Bu arada tüm Filistinli gruplar Asrın Anlaşması’na karşı muhalefet konusunda görüş birliğindeler, üstelik Amerika ile ilişkileri keserek korsan rejim ile varılan tüm sözde barış anlaşmalarını da iptal ettiklerini duyurdular.
Batı yakadan bazı bölgelerin ilhak konusunun takip edilmesi, Siyonist rejim ve Filistinliler arasında yeni tur çatımalar ve hatta savaşı beraberinde getirebilir. Buna dayanarak Washington Post gazetesi yazarı bayan Ruth Eglash bir yorumda şöyle yazdı: İsrail iki önemli sorunla karşı karşıya:: Korona ve Filistinliler ile gerginliğin artması.
Martin Indyk da Filistinliler ile gerginliğin yoğunlaşmasının yeni Siyonist kabinenin en önemli sorunlarından olduğunu belirtiyor.

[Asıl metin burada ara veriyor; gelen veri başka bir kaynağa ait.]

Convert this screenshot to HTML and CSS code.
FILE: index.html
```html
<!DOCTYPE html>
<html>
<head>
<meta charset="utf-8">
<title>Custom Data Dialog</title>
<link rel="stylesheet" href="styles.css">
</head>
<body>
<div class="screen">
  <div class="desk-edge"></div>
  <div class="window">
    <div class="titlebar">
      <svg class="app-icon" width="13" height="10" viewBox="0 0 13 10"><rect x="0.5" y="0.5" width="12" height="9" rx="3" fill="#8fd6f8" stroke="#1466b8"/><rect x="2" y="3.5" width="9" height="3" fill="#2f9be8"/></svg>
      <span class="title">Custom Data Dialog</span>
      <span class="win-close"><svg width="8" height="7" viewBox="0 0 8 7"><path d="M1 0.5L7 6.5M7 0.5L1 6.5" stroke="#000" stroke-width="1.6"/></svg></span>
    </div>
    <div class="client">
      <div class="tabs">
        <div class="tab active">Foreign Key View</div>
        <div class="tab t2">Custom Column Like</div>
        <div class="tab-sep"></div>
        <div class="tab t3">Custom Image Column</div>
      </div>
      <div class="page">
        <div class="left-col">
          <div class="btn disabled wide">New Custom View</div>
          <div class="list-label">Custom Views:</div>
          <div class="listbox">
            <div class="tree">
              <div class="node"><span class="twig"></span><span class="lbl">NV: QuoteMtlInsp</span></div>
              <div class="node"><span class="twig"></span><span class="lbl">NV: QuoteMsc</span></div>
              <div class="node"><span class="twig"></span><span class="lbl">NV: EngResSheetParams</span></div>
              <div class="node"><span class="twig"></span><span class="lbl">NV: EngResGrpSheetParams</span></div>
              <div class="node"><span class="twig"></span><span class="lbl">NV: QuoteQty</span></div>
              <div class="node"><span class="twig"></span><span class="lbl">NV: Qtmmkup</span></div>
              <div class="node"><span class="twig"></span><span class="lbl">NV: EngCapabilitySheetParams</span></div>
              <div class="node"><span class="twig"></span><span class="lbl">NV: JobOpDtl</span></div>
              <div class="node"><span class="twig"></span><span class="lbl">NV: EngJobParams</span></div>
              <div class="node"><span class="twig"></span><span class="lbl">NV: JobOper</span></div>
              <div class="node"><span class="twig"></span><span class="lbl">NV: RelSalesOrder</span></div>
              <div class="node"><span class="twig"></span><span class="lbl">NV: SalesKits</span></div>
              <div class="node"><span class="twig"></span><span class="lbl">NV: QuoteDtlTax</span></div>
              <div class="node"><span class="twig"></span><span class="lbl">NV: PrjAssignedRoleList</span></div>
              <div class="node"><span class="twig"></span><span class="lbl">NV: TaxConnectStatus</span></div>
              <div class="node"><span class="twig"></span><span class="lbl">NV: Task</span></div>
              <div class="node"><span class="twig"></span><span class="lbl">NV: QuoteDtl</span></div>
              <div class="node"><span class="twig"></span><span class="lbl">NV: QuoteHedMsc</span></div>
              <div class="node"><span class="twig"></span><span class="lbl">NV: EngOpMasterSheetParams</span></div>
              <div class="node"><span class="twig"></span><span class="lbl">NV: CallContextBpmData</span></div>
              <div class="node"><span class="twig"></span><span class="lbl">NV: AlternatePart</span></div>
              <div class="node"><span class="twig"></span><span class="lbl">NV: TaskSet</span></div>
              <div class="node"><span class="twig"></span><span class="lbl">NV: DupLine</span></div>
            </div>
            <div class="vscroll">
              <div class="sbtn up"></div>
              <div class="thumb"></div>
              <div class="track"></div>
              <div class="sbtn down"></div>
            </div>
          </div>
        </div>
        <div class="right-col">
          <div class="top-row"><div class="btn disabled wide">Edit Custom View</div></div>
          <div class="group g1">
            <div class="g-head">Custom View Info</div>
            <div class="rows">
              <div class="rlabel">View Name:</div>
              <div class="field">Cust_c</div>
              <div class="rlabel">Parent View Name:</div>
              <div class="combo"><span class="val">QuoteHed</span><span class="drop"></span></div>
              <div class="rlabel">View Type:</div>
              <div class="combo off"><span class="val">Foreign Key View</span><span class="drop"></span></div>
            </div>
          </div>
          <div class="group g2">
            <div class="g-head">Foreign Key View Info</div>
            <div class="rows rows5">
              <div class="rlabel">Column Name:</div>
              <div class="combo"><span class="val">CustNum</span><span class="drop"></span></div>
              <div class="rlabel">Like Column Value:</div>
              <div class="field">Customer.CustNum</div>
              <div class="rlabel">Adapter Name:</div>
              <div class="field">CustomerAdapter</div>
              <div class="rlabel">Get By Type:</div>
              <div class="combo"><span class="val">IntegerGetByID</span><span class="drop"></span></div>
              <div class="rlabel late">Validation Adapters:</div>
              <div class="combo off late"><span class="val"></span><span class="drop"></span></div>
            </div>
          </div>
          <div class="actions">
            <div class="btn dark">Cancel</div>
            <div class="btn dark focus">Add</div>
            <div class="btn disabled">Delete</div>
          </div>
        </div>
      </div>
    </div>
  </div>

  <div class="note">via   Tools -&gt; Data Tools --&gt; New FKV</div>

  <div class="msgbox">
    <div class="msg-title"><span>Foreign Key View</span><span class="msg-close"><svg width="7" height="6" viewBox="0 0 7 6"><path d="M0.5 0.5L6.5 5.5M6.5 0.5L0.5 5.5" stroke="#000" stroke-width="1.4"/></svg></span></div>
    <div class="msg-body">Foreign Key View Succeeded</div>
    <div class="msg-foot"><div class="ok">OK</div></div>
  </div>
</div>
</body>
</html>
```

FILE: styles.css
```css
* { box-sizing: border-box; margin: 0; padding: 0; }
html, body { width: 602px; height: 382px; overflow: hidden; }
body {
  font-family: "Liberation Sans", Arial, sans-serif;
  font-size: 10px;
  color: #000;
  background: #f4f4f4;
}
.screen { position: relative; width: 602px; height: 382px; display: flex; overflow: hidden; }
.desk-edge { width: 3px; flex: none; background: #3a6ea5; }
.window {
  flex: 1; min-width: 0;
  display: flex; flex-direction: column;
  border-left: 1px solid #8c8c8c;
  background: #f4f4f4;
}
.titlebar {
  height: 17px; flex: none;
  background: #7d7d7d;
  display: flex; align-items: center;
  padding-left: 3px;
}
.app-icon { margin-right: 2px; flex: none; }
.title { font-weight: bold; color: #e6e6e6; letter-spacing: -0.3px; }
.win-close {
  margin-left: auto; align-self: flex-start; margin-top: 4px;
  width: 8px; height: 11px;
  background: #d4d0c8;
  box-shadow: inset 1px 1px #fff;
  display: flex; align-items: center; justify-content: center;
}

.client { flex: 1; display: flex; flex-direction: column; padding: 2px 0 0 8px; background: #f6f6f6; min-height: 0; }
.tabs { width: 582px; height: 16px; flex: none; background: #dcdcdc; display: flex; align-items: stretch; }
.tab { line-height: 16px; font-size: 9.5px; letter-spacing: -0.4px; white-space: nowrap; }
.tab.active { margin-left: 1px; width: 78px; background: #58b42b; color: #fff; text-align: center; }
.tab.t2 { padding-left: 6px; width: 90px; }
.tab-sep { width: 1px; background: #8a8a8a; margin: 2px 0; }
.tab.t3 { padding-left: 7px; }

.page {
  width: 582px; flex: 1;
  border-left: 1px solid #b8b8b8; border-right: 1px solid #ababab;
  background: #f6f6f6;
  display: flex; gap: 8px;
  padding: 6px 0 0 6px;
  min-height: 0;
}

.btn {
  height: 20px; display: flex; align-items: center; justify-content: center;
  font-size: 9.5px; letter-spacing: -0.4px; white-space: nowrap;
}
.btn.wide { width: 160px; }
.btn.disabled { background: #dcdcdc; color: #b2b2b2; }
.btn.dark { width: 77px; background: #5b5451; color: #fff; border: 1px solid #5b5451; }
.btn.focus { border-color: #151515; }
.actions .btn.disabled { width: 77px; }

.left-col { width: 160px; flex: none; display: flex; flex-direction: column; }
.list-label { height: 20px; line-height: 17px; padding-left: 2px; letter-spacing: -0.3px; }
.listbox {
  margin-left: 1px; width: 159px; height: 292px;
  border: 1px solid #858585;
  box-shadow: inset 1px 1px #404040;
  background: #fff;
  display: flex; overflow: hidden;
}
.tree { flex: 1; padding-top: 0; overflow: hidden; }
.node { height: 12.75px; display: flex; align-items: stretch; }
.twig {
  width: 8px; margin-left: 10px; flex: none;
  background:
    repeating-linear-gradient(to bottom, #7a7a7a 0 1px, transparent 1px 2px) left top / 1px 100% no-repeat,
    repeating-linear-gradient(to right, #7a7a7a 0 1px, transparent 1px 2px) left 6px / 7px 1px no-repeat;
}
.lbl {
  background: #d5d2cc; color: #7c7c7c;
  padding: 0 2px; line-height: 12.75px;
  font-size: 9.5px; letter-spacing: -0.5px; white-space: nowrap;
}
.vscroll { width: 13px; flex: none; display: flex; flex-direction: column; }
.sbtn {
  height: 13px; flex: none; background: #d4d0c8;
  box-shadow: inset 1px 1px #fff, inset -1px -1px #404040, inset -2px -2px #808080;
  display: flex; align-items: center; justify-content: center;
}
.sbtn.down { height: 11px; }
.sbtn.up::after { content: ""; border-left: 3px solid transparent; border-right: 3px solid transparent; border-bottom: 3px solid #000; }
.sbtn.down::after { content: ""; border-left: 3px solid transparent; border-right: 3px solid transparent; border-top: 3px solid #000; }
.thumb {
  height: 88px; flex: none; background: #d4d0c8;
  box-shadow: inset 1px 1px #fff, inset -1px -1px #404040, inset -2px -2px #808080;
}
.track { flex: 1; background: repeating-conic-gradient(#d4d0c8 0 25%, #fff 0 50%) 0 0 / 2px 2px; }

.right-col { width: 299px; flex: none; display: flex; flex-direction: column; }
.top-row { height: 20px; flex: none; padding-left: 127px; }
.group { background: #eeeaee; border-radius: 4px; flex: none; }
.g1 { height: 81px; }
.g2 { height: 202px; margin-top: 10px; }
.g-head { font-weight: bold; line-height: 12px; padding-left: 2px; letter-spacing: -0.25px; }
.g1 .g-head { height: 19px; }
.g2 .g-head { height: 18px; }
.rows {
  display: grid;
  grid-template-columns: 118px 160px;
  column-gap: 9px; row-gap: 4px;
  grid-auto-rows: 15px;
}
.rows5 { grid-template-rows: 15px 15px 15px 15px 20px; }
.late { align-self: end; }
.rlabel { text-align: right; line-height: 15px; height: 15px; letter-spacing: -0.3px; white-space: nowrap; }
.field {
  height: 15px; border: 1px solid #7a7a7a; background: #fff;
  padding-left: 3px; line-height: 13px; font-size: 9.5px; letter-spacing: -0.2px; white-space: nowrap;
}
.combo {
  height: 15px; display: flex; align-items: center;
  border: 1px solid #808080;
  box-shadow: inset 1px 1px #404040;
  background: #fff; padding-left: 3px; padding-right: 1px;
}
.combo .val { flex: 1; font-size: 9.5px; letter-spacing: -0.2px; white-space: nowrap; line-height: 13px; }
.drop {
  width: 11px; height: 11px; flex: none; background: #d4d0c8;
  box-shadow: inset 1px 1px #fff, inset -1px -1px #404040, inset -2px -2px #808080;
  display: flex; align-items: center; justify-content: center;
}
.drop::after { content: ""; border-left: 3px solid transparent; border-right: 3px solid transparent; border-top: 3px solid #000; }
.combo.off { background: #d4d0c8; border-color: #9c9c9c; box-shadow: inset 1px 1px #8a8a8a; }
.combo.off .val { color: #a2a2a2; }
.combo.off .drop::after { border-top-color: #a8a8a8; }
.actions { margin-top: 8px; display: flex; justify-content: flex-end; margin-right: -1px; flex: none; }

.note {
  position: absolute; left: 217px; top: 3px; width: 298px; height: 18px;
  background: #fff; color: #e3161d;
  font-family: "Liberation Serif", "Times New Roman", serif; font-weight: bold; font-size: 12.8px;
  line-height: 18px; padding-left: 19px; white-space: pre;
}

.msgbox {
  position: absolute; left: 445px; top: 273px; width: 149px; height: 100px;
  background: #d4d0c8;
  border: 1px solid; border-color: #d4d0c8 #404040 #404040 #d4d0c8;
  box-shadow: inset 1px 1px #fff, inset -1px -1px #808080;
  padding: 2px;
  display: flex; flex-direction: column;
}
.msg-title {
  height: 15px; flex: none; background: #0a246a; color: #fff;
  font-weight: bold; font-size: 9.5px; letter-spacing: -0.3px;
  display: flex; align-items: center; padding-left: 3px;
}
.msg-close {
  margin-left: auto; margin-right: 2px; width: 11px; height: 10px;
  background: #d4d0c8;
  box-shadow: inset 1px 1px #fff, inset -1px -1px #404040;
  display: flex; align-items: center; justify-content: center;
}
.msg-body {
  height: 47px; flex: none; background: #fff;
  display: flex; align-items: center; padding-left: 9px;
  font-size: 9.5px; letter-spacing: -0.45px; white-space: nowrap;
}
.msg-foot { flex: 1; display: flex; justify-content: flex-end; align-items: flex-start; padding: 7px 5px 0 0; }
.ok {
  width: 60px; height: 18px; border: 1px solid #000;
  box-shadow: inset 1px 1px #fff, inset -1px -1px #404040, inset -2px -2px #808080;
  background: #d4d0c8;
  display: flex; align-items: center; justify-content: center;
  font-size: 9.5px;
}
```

Ortadou Araştırmalar Merkezi ORSAM da Mustafa Yetim kaleminden “Asrın Anlaşması planın nihai süreci: İsrail’in ilhak operasyonu ve tepkiler” başlıklı bir makalede şöyle yazdı:
Asrın Anlaşması bir yandan ulusal, bölgesel ve uluslararası hedeflerin gerçekleşmesi doğrultusunda illegal ve İsrail’in işgalciliği temelindeki yayılmacılığı üzerine tedvin edilmişken diğer yandan Ürdün ve Filistin hükümetlerinin de uyarıda bulundukları gibi Asrın Anlaşması İsrail için bir imtiyaz sayılıyor. Fakat bölgede barış ve güvenliği sarsacak ve yeni savaş ve çatışma sürecini yayacaktır.